In every election year from 1990 through 2002, there had been roughly 100 to 200 likely voter polls for Senate elections by this point in the election cycle. (These data were generously provided by The Upshot at the New York Times.)
But starting in 2004, the number of polls began to increase rapidly. The average between 2008 and 2012 has been over three times as large. The number of pollsters has also gone up, from an average of about 50 between 1990 and 2002, to about 80 between 2008 and 2012.
Of course, there may have been more polls in the past that have since been lost. When you’re putting together a dataset of polls after the fact, it’s harder to find older ones. But it’s tough to imagine that all this increase is a matter of accounting. There are simply more polls now than there used to be.
Regardless of the reason why there are more polls, having those polls makes the forecasts a lot more accurate. The graph below shows, from 1990 through 2012, the volume of polls and the accuracy of the predictions (using the Election Lab process) at one week before Election Day. Accuracy is measured with Brier scores, which capture the size of the average miss, such that lower values are better.

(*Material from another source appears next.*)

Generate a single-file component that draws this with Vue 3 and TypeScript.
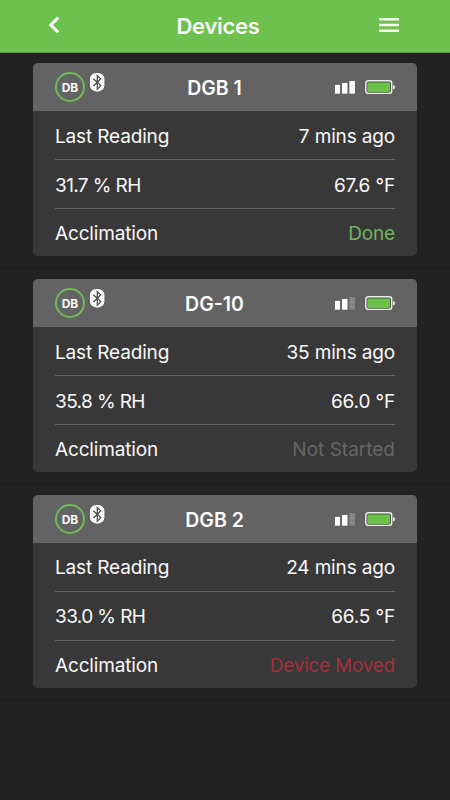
<script setup lang="ts">
interface Device {
  name: string
  reading: string
  humidity: string
  temperature: string
  status: string
  tone: 'done' | 'idle' | 'moved'
  signal: number
}

const devices: Device[] = [
  { name: 'DGB 1', reading: '7 mins ago', humidity: '31.7 % RH', temperature: '67.6 °F', status: 'Done', tone: 'done', signal: 3 },
  { name: 'DG-10', reading: '35 mins ago', humidity: '35.8 % RH', temperature: '66.0 °F', status: 'Not Started', tone: 'idle', signal: 2 },
  { name: 'DGB 2', reading: '24 mins ago', humidity: '33.0 % RH', temperature: '66.5 °F', status: 'Device Moved', tone: 'moved', signal: 2 },
]
</script>

<template>
  <div class="screen">
    <header class="topbar">
      <button class="icon-button" aria-label="Back">
        <svg width="12" height="18" viewBox="0 0 12 18"><path d="M10.2 1.6 2.8 9 10.2 16.4" fill="none" stroke="#fff" stroke-width="3" /></svg>
      </button>
      <h1>Devices</h1>
      <button class="icon-button" aria-label="Menu">
        <svg width="20" height="14" viewBox="0 0 20 14"><path d="M0 1.3h20M0 7h20M0 12.7h20" stroke="#f6fff0" stroke-width="2.5" /></svg>
      </button>
    </header>
    <main>
      <section v-for="device in devices" :key="device.name" class="slot">
        <article class="card">
          <div class="card-head">
            <div class="badges">
              <span class="ring">DB</span>
              <svg class="bluetooth" width="15" height="19" viewBox="0 0 15 19">
                <rect x="0" y="0" width="14.4" height="18.4" rx="6.2" fill="#fff" />
                <path d="M3.3 5.7 10.8 12.6 7.3 16.1V2.5L10.8 5.9 3.3 12.9" fill="none" stroke="#4d4d4d" stroke-width="1.3" />
              </svg>
            </div>
            <h2>{{ device.name }}</h2>
            <div class="indicators">
              <svg width="20" height="14" viewBox="0 0 20 14">
                <rect x="0" y="4.9" width="5" height="8.8" fill="#fafafa" />
                <rect x="7" y="3" width="5.5" height="10.7" fill="#fafafa" />
                <rect x="14.4" y="1" width="5.6" height="12.7" :fill="device.signal > 2 ? '#fafafa' : '#858585'" />
              </svg>
              <svg width="30" height="14" viewBox="0 0 30 14">
                <rect x="0.8" y="0.8" width="25.9" height="12.7" rx="2.5" fill="#4c5547" stroke="#eef0ed" stroke-width="1.4" />
                <rect x="2.3" y="2.4" width="22.8" height="9.5" rx="0.6" fill="#6cc04c" />
                <path d="M28 5q2 .3 2 2.2T28 9.4z" fill="#eee" />
              </svg>
            </div>
          </div>
          <dl class="rows">
            <div class="row"><dt>Last Reading</dt><dd>{{ device.reading }}</dd></div>
            <div class="row figures"><dt>{{ device.humidity }}</dt><dd>{{ device.temperature }}</dd></div>
            <div class="row"><dt>Acclimation</dt><dd :class="device.tone">{{ device.status }}</dd></div>
          </dl>
        </article>
      </section>
    </main>
  </div>
</template>

<style>
body {
  background: #222;
}
</style>

<style scoped>
.screen {
  width: 450px;
  height: 800px;
  overflow: hidden;
  background: #222;
  color: #f8f8f8;
  font-family: Inter, "Liberation Sans", sans-serif;
}
.topbar {
  box-sizing: border-box;
  height: 53px;
  padding: 0 48px 2px;
  display: grid;
  grid-template-columns: 32px 1fr 32px;
  align-items: center;
  background: #6ec04f;
  border-bottom: 1px solid #648c54;
}
.icon-button {
  display: flex;
  align-items: center;
  height: 50px;
  padding: 0;
  border: 0;
  background: none;
}
.icon-button:last-child {
  justify-content: flex-end;
  padding-right: 3px;
}
h1 {
  margin: 2px 0 0;
  padding-right: 14px;
  text-align: center;
  font-size: 22px;
  line-height: 28px;
  font-weight: 600;
  letter-spacing: -0.3px;
}
.slot {
  box-sizing: border-box;
  height: 216px;
  padding: 11px 33px 0;
  border-bottom: 1px solid #1a1a1a;
}
.slot:first-child {
  height: 215px;
  padding-top: 10px;
}
.card {
  height: 193px;
  border-radius: 5px;
  overflow: hidden;
  background: #383838;
}
.card-head {
  height: 48px;
  padding: 0 22px;
  display: grid;
  grid-template-columns: 70px 1fr 70px;
  align-items: center;
  background: #636363;
}
.badges {
  display: flex;
  gap: 5px;
}
.ring {
  box-sizing: border-box;
  width: 30px;
  height: 30px;
  border: 2px solid #70b957;
  border-radius: 50%;
  text-align: center;
  font-size: 12px;
  line-height: 27px;
  font-weight: 700;
}
.bluetooth {
  margin-top: 1px;
}
h2 {
  margin: 2px 0 0;
  padding-right: 21px;
  text-align: center;
  font-size: 19.5px;
  line-height: 26px;
  font-weight: 600;
  color: #fff;
}
.indicators {
  display: flex;
  align-items: center;
  justify-content: flex-end;
  gap: 10px;
}
.rows {
  margin: 0;
  padding: 0 22px;
}
.row {
  height: 48px;
  display: flex;
  align-items: center;
  justify-content: space-between;
  font-size: 19px;
  line-height: 26px;
  letter-spacing: -0.15px;
}
.row + .row {
  border-top: 1px solid #626262;
}
dt,
dd {
  margin: 3px 0 0;
}
.row:last-child dt,
.row:last-child dd,
.slot:last-child dt,
.slot:last-child dd {
  margin-top: 2px;
}
.figures dt {
  letter-spacing: -0.6px;
}
.done {
  color: #70b45b;
}
.idle {
  color: #666;
  letter-spacing: 0;
}
.moved {
  color: #a52e3b;
  letter-spacing: -0.25px;
}
</style>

The two are pretty clearly related: as more polls become available, the accuracy of the prediction gets better. Brier scores are less than half what they used to be. Likewise, the number of missed predictions is also down, from an average of 2.5 in the earlier period to an average of 1.3 more recently.
Poll Volume vs Accuracy
Some of the effect of more polls is about sampling. Polls can be wrong just because they didn’t poll everyone in the electorate, so the more times you poll, the better your result. But this can’t be the whole story, because our process takes sampling error into account when it comes up with a probability.
Rather, I suspect some of it is the benefit that comes from lots of smart people tackling the same problem. More pollsters means more likely voter models. If we assume there’s no fraud or outright incompetence (not always a good assumption), then even an outlier poll is telling us that it’s possible to draw a sample of people, weight that sample a certain way, and get a different result than everyone else is getting. If nobody produces such a poll—even though lots of people are polling the race—it increases our confidence in the current prediction.
The number of polls and pollsters this cycle is on a par with the high numbers of recent elections. Of course, that’s no guarantee that the quality is the same, and some kind of systematic polling failure is always possible. Moreover, the relationship between more polls and higher accuracy isn’t perfect: the highest poll volume came in 2010, a year when the Election Lab process also miscalled more races.
But despite all the legitimate worries about the state of the polling industry and the quality of the polls this cycle, we ought to take a step back and give credit where credit is due. Looked at a certain way, it’s a golden age of polls.